Extract each line where the string "React" shows up.

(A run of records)
——————————
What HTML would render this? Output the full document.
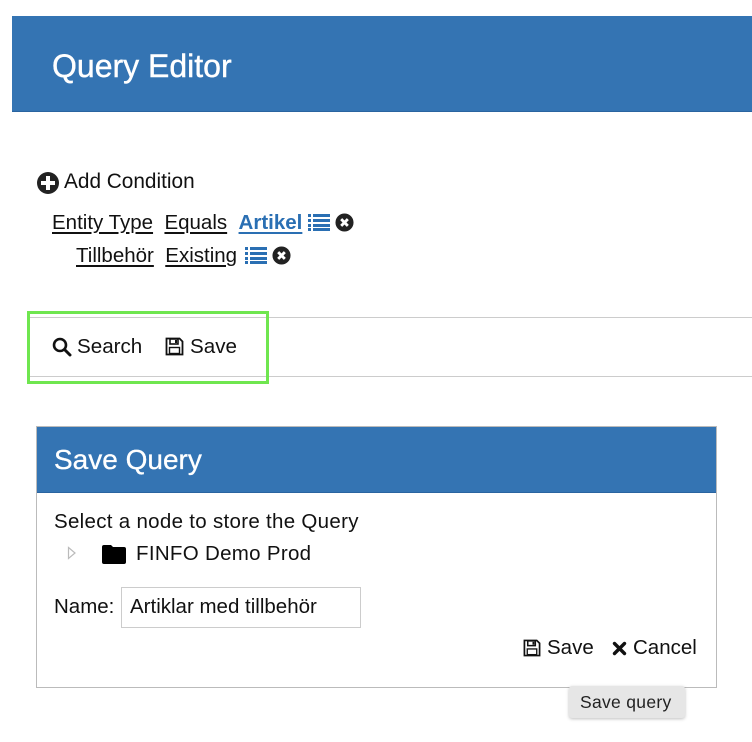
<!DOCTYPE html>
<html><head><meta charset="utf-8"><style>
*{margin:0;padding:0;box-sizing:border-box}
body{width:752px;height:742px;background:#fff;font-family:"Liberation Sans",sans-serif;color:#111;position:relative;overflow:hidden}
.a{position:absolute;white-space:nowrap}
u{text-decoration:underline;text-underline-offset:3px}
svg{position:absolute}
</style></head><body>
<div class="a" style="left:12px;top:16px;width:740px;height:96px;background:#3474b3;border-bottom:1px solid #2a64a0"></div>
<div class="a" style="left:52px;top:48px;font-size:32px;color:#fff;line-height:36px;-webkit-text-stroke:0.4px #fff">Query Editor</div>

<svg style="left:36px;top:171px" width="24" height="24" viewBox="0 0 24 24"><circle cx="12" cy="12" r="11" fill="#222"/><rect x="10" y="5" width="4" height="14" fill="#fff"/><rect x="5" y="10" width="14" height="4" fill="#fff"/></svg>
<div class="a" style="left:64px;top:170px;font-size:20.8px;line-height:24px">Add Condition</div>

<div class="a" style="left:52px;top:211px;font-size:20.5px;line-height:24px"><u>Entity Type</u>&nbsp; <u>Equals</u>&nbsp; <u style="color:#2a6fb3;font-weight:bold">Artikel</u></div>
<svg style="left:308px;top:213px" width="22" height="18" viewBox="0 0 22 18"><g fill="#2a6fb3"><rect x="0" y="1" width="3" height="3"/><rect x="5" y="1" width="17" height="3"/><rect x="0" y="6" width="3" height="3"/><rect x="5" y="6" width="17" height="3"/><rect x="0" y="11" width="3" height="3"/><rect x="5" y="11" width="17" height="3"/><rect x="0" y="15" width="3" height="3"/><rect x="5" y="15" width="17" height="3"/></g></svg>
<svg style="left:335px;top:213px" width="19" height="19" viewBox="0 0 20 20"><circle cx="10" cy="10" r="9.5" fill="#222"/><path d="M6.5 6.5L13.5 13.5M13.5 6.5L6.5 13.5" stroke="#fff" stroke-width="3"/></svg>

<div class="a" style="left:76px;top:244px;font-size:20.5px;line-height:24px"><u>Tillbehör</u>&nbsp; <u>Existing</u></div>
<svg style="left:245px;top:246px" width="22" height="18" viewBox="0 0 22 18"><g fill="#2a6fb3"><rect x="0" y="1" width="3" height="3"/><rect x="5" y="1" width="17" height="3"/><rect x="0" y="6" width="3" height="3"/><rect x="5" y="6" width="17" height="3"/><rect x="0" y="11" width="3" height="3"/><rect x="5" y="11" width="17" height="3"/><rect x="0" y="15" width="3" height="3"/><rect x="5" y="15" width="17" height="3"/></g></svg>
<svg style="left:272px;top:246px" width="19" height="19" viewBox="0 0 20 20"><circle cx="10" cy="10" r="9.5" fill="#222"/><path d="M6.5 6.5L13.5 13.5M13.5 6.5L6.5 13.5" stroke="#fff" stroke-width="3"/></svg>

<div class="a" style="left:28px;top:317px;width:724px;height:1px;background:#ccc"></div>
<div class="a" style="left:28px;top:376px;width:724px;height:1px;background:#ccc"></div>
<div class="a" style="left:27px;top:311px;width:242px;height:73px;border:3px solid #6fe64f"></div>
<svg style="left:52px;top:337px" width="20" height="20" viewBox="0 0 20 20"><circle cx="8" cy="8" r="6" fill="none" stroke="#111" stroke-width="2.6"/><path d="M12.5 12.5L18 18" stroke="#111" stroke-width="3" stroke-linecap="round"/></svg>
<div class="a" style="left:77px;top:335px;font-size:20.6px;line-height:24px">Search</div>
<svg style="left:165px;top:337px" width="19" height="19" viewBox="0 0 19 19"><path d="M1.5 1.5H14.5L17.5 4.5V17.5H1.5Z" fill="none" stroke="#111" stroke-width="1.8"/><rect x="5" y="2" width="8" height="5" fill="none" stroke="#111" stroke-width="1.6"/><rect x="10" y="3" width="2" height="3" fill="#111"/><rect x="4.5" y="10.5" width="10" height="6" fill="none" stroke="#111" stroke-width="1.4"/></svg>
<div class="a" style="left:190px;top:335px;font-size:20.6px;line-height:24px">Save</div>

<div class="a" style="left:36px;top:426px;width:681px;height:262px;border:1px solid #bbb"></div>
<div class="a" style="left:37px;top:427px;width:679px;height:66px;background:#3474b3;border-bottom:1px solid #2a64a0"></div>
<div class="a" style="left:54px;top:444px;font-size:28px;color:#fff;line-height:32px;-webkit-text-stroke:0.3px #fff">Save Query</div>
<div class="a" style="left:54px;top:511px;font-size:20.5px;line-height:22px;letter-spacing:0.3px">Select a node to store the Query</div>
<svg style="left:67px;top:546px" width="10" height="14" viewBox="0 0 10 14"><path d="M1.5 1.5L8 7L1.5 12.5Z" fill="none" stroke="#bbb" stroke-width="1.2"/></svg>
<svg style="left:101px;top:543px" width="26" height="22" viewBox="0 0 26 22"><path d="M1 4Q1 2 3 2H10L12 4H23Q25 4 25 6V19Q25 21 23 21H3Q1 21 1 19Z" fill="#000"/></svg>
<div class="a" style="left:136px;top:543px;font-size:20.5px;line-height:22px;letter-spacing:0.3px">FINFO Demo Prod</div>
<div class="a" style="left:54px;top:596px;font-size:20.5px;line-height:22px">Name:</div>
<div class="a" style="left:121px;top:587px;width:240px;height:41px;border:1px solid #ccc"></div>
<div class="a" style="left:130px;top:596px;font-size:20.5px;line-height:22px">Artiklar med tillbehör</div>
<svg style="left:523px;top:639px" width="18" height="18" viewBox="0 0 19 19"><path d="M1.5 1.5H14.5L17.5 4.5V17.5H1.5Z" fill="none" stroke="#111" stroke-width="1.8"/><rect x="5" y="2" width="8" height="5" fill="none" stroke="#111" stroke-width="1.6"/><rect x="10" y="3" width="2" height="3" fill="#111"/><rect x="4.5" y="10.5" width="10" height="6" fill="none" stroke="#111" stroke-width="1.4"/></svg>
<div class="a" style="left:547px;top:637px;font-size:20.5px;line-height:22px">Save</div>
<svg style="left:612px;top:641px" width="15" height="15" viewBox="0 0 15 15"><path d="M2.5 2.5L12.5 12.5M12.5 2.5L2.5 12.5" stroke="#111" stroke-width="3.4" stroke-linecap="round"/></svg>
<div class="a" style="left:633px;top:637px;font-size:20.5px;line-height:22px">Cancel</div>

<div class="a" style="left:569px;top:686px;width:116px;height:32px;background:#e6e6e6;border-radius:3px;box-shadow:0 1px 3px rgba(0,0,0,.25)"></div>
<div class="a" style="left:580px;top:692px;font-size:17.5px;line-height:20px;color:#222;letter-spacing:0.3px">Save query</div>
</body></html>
——————————
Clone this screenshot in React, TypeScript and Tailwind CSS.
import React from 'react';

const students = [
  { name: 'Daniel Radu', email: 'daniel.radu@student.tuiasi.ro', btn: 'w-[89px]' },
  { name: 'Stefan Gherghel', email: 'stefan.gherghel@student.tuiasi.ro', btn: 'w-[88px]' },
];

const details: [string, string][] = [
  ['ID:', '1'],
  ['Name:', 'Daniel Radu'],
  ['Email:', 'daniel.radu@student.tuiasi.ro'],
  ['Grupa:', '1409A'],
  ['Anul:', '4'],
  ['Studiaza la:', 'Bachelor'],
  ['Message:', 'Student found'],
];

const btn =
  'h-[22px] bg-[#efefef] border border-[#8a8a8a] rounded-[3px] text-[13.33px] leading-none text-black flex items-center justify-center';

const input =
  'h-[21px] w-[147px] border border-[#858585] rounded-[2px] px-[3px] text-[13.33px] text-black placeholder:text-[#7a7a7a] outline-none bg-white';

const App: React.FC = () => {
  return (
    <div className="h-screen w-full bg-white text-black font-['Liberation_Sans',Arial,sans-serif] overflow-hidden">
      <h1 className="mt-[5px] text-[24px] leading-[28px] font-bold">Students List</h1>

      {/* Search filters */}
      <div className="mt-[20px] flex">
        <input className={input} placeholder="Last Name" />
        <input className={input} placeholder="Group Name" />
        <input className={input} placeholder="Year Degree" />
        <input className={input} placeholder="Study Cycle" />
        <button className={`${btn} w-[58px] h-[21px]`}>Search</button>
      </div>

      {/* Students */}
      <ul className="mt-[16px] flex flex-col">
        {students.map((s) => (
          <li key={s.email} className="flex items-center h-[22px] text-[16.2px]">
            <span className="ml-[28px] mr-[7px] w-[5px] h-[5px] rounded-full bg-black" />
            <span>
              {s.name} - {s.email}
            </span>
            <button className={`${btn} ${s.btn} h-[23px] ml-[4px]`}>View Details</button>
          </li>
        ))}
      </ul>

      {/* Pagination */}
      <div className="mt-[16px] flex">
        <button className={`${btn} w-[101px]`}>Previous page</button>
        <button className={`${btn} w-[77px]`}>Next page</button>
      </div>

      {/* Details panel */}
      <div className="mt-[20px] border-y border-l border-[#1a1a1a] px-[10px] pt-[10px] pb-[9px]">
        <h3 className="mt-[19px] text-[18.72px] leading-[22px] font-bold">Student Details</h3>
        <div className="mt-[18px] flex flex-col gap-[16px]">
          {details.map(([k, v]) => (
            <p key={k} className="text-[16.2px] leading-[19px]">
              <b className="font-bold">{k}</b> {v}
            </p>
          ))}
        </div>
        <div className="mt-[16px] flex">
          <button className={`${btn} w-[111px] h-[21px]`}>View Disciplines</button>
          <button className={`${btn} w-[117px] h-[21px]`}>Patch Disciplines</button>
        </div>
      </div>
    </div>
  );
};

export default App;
——————————
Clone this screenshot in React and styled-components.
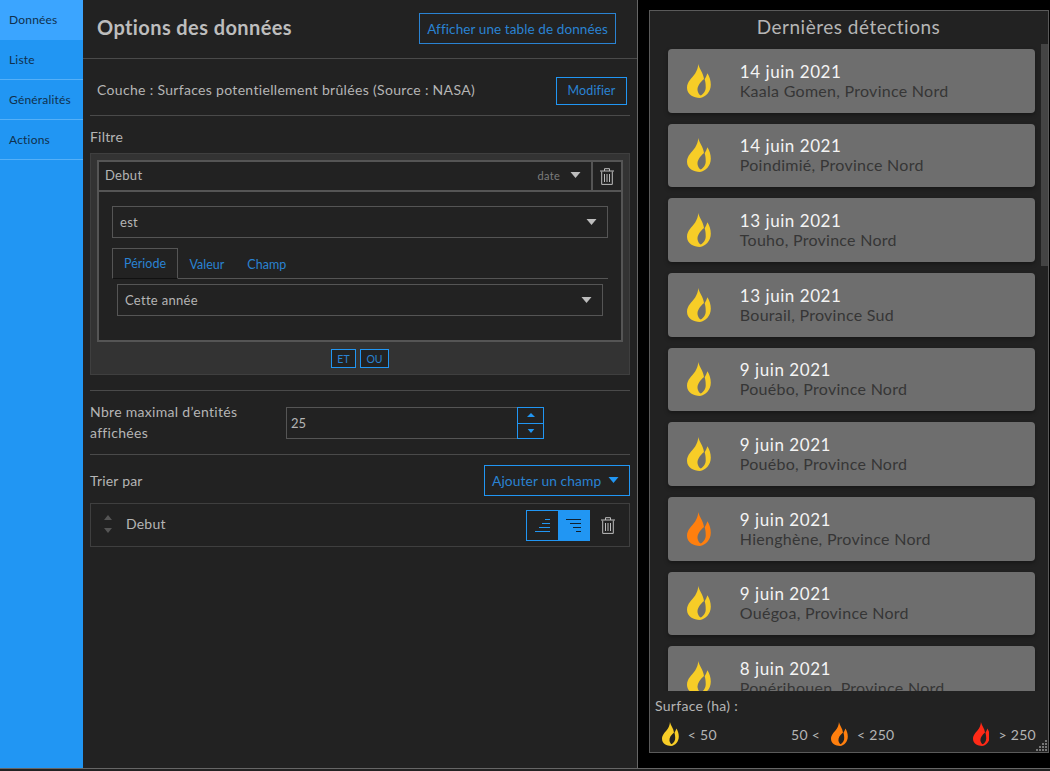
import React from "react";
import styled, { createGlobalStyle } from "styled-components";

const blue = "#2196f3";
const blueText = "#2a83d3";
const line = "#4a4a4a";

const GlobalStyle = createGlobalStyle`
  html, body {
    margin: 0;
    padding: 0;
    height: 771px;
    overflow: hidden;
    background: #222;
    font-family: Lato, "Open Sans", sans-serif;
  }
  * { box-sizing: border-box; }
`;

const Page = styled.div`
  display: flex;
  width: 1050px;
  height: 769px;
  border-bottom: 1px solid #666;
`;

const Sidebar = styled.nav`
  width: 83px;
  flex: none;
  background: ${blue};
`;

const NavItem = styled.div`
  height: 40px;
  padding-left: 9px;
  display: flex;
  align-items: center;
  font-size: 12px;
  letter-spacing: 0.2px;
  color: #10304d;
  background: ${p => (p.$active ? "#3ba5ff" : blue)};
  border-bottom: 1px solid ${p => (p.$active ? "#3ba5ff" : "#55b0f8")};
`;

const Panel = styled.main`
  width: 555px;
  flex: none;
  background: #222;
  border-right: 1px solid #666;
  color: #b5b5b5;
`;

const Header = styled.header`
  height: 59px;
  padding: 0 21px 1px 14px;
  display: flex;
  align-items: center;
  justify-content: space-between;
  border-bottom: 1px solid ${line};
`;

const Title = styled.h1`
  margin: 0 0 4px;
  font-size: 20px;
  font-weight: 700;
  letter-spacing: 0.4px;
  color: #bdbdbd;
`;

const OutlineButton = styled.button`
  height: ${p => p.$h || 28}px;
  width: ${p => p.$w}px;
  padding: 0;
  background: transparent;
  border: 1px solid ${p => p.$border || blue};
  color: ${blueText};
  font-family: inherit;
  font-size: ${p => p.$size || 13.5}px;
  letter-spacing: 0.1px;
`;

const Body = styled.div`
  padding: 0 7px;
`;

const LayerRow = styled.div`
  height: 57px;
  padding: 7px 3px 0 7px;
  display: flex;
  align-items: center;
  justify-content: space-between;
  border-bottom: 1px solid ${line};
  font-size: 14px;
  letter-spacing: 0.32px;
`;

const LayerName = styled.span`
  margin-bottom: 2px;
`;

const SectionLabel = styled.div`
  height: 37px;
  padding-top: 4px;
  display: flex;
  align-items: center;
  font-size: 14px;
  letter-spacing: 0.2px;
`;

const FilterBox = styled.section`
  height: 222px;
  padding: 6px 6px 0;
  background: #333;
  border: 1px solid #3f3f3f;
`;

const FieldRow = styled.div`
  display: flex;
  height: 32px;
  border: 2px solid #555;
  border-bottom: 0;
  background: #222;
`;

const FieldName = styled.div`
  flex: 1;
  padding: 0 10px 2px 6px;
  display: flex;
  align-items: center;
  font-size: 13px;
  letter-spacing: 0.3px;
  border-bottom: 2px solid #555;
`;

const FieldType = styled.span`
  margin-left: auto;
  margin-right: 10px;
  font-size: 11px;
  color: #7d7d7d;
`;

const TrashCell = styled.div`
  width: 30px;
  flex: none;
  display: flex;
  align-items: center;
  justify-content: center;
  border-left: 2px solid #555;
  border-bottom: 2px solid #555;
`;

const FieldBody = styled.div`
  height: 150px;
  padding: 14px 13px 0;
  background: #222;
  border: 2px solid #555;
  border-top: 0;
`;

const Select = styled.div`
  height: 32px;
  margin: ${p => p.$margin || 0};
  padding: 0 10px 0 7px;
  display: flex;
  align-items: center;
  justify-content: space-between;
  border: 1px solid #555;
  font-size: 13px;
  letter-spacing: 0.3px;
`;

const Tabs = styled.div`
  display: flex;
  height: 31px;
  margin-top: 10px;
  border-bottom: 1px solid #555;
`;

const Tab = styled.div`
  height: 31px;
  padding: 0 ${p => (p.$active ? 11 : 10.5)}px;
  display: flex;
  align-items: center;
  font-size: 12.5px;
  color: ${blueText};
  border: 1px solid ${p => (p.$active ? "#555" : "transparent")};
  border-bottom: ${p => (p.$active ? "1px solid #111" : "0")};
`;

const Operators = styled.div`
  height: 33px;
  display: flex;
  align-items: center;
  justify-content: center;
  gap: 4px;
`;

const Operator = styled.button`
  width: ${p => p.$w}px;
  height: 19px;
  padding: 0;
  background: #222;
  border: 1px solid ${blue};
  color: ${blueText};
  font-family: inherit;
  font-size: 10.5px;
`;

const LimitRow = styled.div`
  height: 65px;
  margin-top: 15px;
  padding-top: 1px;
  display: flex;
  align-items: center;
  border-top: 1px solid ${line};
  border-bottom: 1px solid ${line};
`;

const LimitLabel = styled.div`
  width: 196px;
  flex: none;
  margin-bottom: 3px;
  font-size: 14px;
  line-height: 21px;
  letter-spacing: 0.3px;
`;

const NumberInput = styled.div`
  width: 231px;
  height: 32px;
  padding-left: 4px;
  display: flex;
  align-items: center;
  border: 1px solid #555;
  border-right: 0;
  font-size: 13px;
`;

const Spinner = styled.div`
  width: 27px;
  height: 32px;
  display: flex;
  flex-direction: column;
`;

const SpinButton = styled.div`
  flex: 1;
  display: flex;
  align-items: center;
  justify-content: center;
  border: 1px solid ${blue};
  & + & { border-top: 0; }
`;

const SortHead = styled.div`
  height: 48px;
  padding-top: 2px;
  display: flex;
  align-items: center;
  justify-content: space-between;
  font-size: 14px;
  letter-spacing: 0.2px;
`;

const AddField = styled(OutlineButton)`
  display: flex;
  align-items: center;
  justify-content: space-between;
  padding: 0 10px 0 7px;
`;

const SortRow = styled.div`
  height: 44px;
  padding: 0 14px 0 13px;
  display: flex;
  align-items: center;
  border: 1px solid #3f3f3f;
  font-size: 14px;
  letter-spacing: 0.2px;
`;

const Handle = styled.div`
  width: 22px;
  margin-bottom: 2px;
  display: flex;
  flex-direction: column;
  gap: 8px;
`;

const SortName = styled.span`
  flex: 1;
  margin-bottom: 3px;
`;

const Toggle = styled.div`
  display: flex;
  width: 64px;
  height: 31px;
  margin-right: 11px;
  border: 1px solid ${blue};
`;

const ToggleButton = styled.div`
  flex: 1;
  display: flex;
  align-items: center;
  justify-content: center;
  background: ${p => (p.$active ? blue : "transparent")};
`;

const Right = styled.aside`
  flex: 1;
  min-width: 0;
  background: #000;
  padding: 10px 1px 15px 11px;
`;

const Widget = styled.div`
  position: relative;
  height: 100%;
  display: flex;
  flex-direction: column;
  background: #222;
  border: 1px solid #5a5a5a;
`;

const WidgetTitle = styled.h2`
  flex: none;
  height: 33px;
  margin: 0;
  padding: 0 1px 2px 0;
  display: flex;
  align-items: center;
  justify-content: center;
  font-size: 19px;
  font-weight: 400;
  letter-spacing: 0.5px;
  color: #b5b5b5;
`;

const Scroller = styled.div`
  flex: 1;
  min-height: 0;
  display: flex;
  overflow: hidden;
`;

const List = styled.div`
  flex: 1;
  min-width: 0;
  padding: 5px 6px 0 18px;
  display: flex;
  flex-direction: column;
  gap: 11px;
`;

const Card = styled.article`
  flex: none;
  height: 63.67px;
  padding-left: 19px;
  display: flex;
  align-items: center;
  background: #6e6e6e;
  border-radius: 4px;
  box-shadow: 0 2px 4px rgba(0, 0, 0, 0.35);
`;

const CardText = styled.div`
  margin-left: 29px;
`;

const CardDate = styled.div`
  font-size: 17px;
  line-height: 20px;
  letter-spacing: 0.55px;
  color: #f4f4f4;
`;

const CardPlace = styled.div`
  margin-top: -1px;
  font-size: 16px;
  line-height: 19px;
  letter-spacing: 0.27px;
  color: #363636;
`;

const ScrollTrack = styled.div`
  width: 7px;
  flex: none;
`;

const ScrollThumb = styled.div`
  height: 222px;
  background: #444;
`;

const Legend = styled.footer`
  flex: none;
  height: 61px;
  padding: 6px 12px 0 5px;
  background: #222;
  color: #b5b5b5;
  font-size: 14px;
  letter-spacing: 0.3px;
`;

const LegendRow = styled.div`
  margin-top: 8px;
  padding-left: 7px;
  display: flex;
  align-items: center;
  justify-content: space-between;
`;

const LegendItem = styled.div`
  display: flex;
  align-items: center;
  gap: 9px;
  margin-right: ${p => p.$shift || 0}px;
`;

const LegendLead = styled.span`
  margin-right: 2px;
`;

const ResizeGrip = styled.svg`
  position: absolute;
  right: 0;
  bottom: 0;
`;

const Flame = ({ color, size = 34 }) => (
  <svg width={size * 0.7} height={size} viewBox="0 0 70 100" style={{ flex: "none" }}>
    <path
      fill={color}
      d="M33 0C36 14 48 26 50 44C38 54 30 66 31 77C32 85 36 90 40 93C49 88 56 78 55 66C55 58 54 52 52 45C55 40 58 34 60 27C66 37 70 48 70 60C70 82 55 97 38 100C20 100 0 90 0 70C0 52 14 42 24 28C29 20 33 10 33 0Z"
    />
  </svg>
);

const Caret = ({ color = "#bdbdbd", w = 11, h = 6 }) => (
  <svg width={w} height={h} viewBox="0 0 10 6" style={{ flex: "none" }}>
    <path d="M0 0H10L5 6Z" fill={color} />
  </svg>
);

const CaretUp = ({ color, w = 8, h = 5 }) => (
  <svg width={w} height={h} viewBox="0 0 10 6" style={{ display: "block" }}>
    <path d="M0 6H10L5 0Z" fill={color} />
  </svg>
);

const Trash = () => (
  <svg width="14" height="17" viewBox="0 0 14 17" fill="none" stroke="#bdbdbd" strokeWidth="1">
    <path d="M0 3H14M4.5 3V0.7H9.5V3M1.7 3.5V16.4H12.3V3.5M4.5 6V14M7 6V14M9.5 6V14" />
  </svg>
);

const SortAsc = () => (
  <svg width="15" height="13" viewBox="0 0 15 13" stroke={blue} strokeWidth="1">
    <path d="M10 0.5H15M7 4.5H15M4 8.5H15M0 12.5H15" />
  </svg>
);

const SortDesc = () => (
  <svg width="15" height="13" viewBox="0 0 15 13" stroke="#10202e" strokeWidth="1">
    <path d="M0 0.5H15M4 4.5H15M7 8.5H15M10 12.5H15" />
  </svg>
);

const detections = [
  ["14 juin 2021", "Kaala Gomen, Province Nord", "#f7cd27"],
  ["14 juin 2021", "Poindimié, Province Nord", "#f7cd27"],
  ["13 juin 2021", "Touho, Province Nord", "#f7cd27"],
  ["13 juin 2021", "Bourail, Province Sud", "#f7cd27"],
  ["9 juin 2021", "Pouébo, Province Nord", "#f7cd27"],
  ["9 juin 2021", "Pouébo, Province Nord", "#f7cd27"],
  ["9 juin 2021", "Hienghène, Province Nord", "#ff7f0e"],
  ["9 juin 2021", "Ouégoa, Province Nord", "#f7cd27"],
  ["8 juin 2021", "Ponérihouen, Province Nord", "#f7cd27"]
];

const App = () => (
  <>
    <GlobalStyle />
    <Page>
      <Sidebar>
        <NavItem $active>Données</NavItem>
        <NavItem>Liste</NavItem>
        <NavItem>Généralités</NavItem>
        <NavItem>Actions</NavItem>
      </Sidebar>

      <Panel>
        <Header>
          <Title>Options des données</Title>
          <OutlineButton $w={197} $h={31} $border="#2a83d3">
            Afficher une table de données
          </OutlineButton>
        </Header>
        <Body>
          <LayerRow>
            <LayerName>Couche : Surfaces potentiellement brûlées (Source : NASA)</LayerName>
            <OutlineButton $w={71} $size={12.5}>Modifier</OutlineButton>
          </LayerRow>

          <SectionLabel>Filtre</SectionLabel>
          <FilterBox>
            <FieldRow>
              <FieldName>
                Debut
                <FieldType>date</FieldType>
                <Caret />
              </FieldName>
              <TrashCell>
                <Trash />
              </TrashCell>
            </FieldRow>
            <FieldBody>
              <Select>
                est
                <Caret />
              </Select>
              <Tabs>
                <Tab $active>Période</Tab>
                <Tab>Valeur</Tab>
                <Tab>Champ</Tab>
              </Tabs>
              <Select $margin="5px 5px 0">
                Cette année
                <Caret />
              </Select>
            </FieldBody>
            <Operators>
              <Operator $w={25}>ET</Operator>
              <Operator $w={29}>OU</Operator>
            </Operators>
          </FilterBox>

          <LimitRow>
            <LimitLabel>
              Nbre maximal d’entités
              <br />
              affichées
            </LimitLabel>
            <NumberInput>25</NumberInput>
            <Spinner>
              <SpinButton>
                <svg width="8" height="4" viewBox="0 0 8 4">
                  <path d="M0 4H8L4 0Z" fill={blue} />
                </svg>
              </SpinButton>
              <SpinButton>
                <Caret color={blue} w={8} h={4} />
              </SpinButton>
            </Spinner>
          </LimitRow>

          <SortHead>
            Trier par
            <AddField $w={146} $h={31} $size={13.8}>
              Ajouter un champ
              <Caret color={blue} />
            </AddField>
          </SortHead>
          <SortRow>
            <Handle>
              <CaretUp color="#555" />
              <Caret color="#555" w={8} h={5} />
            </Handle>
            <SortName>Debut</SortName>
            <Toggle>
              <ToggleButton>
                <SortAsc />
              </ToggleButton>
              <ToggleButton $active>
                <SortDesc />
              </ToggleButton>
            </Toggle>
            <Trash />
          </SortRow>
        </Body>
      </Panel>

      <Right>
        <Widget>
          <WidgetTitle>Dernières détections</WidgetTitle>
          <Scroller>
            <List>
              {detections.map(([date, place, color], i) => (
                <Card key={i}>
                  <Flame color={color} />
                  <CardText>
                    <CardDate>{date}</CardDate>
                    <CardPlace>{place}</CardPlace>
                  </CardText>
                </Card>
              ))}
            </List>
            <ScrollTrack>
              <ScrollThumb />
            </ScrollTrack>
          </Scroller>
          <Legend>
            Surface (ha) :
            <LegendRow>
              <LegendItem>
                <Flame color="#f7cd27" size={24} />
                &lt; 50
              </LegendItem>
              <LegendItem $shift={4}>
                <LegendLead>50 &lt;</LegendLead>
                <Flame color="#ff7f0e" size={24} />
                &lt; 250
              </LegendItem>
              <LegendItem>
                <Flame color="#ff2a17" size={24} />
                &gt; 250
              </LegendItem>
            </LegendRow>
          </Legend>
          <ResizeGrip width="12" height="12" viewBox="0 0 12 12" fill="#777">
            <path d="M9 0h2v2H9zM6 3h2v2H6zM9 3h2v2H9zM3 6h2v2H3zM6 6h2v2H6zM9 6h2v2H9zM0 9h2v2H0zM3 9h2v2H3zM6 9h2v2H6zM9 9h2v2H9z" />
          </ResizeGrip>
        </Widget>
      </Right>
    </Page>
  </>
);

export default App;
——————————
*Answer to the problem*.
Clone this screenshot in React, TypeScript and Tailwind CSS.
import React from 'react';
const App: React.FC = () => {
Clone this screenshot in React and styled-components.
import React from "react";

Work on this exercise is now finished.